How to measure B2B customer engagement

In this article

  • Why science marketers consistently struggle to measure B2B customer engagement across long buying cycles
  • How data silos and fragmented tech stacks block a unified view of customer behaviour
  • How to define engagement goals at every funnel stage
  • How to build and use an engagement scoring system to prioritise follow-ups
  • Why closing the loop between engagement metrics and revenue is the most commercially important step
  • What to do when a high-value prospect goes silent

As a science marketer, how do you know if your strategy is working? Measuring B2B customer engagement is like tuning a radio in a storm – signals come from multiple directions, interference is constant, and only with careful calibration can you find the right frequency to truly connect with your audience. It is also evident that whilst case studies illustrating best practice for B2C marketers are available in ample volumes, it is much harder to get hold of data and articles that talk specifically about B2B marketing challenges and innovations. It is even rarer to see discussion of the marketing nuances needed for science-led companies. This guide unpacks these challenges and offers thoughts around solutions tailored to the day-to-day reality in which science marketers operate.

Why do science marketers struggle to measure B2B customer engagement?

How do multiple channels and uneven intent signals complicate engagement measurement?

B2B relationships differ from consumer engagement in their key metrics. While consumer engagement focuses on immediate, high-volume interactions like social shares, cart abandonment, and repeat purchases – often driven by emotional connections and quick decision-making – B2B relationships rely on more nuanced interactions. These include webinar attendance, content downloads, demo requests and technical consultations. Measuring these interactions is tricky because they don’t exist in isolation; they’re often part of a protracted buying cycle, layering on top of one another in no particular order. In other words, interactions are not linear, they are spread out over months and sometimes years. Data captured by your business on any one customer might reside in various records from Account-based to Individual-based or both. On top of this, when you consider the various channels you’ve probably used to reach your B2B customers, you’re usually looking at analysing behaviour signals from multiple sources. In addition, not all sources and behaviours bring through leads with the same level of intent to buy.

How do long sales cycles create measurement blind spots in Life Science marketing?

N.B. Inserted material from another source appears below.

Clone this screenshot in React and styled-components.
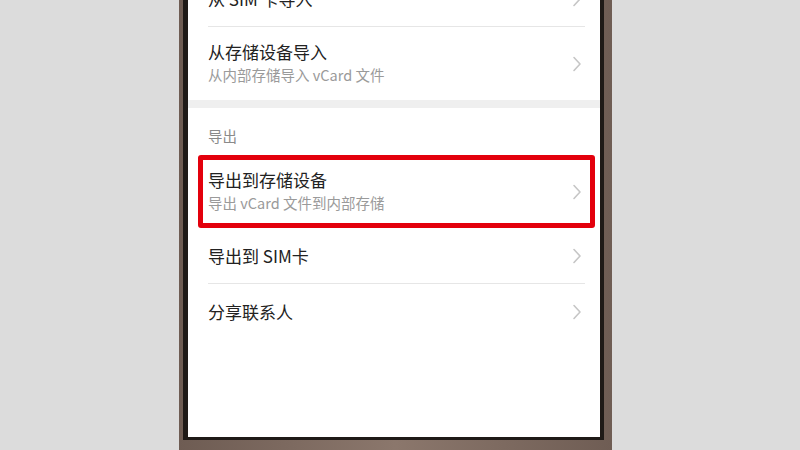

Ignoring the problem is not a good idea

Science-led companies often operate in industries with extensive sales cycles, sometimes stretching years. Without clear markers and data-capture hygiene, it’s easy for engagement efforts to vanish into the void. Marketers find themselves wondering: are prospects disengaged, or are they still evaluating? Salespeople grapple with uncertainty, questioning whether to persist with follow-ups or to shift focus elsewhere. Notably, 43% of B2B sales leaders reported an increase in sales cycle length over the past 12 months, impacting both sales strategies and marketing processes. [1] There may be various reasons for this. Perhaps it’s because your solution is so complex to adopt that your buyers will need a lot of time and several internal discussions to decide if they are willing to invest into the initially painful learning curve. It could be that not all of the prospects you’re engaging with have the necessary technical knowledge to judge your solution as ‘best in class’. It could be that your solution is very similar to a competitor’s and so it will come down to your potential buyers having to compare and contrast the solutions on a very granular level before making a final decision.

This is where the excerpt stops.